In some cases, employers—including UPS, Google, BP, and Deloitte—and educational partners are making select courses at certain colleges available to employees at a reduced cost. In other cases, colleges work with industry subject matter experts and employers nationwide to understand what exactly it is that they need in their workforce and incorporate in-demand skills into its college offerings.

Tailoring Business-Education Partnerships

Today’s best business-education partnerships are tailored to help employees grow to be more effective workers, thereby helping companies invest directly and actively in their workforce. We know that employees who feel valued are more likely to be loyal employees.

Just this past week, I participated in a panel at the National Urban League and USA Fund’s Higher Education Summit alongside Western Governors University (WGU) and Arizona State University—two other leading online education providers committed to working with employers. We discussed at length how employers can engage and invest in talent by offering high-quality but low-cost online and competency-based education—a particular boon to workers who have previously taken college off the table. To paraphrase WGU-Indiana Chancellor Allison Barber: we are giving hope to workers who are feeling stuck in their careers.

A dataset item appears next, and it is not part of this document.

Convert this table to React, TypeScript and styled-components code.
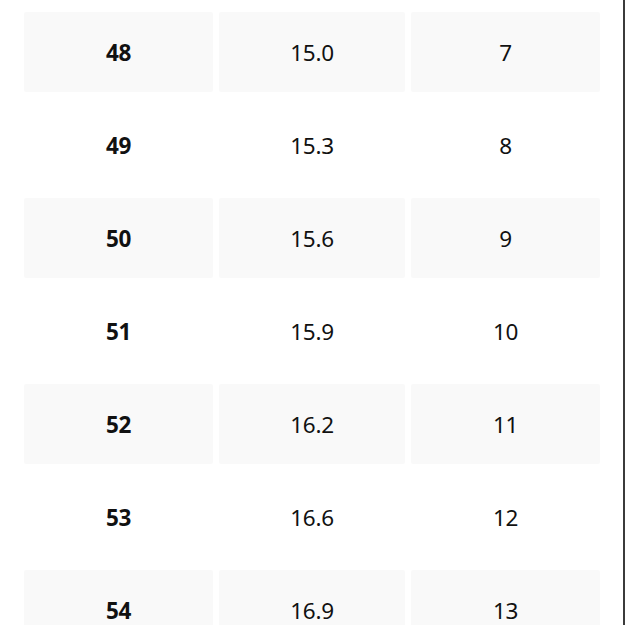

Business-education partnerships are engaging people and giving them opportunities that they often wouldn’t otherwise have. The success of these partnerships is evident in their adoption. Early evidence suggests that more employer engagement can spur enrollment. College for America commissioned a study of workers that showed that 72 percent of employees would be more interested in a college that partners with their employer. And our partner Anthem, for example, has had more employees express interest in its tuition reimbursement program with the announcement of the College for America opportunity than ever before.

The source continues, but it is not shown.